Всеволод Иванов
Портретная галерея Дмитрия Быкова.
1
Из всех советских писателей Всеволод Иванов был наиболее плодовит (превосходил в этом смысле, думаю, даже Юлиана Семёнова), наиболее разнообразен и больше всего похож на советскую власть. Похож в том смысле, что ранние его свершения величественны, не особенно талантливы (иногда просто бездарны) и широко известны, а поздние весьма неожиданны, не слишком читабельны и почти никого сегодня не интересуют. У него и по сию пору остаётся много неизданного. Самое известное его произведение — Вячеслав Всеволодович Иванов, сын, учёный и просветитель, проживший почти 90 лет и ставший символом отечественной гуманитарной науки. Представить себе невозможно, чтобы один человек успел столько, сколько сделал Вячеслав Всеволодович, но отец его за свои 68 сделал больше — и разнообразнее. Мыслимо ли, что одна рука писала его партизанские повести, философскую фантастику и экспериментальные романы тридцатых? Нас он будет интересовать прежде всего как потаённая ветка советской литературы — и советской жизни, как непроявившаяся, таинственная альтернатива.

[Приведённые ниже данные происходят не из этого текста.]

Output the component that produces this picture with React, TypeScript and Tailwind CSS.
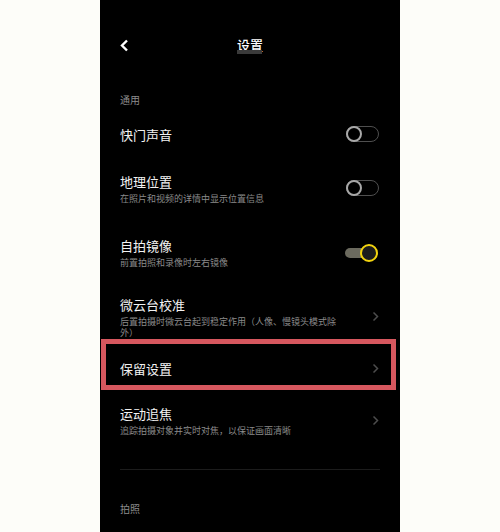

Всеволод Иванов был советским писателем, секретарём Союза, председателем правления Литфонда, автором «Бронепоезда 14-69», — а в столе у него лежали «Кремль», «У» и «Вулкан», которые для современников были темны, а для потомков, боюсь, вовсе непонятны, поскольку извлечены из контекста. Истинная литература, конечно, срока давности не имеет и может перележать в столе неблагоприятные времена, в отличие от здания или спектакля, — но и литературу лучше печатать вовремя. Когда тайная проза Иванова была наконец напечатана, читателю уже было не до прозы, тем более не до тайнописи.
2
Всеволод Иванов (1895–1963) родился в Павлодарском уезде Семипалатинской области. Его мать — польская ссыльная, отец — русский с казахской примесью, рано умерший сельский учитель. Иванов в десятые годы много ездил по Сибири. «Жил я и в поле, жил в ночлежных домах, в ярмарочных балаганах, в трущобах Омска, Екатеринбурга, Челябинска. Если спросить, какое моё главное тогда было чувство, то я назвал бы — удивление!» — так он вспоминал о своей жизни с 1910-го по 1917-й. Однажды, в 1916 году, он послал свой рассказ Горькому в «Летопись», тот его напечатал и ответил ласковым письмом.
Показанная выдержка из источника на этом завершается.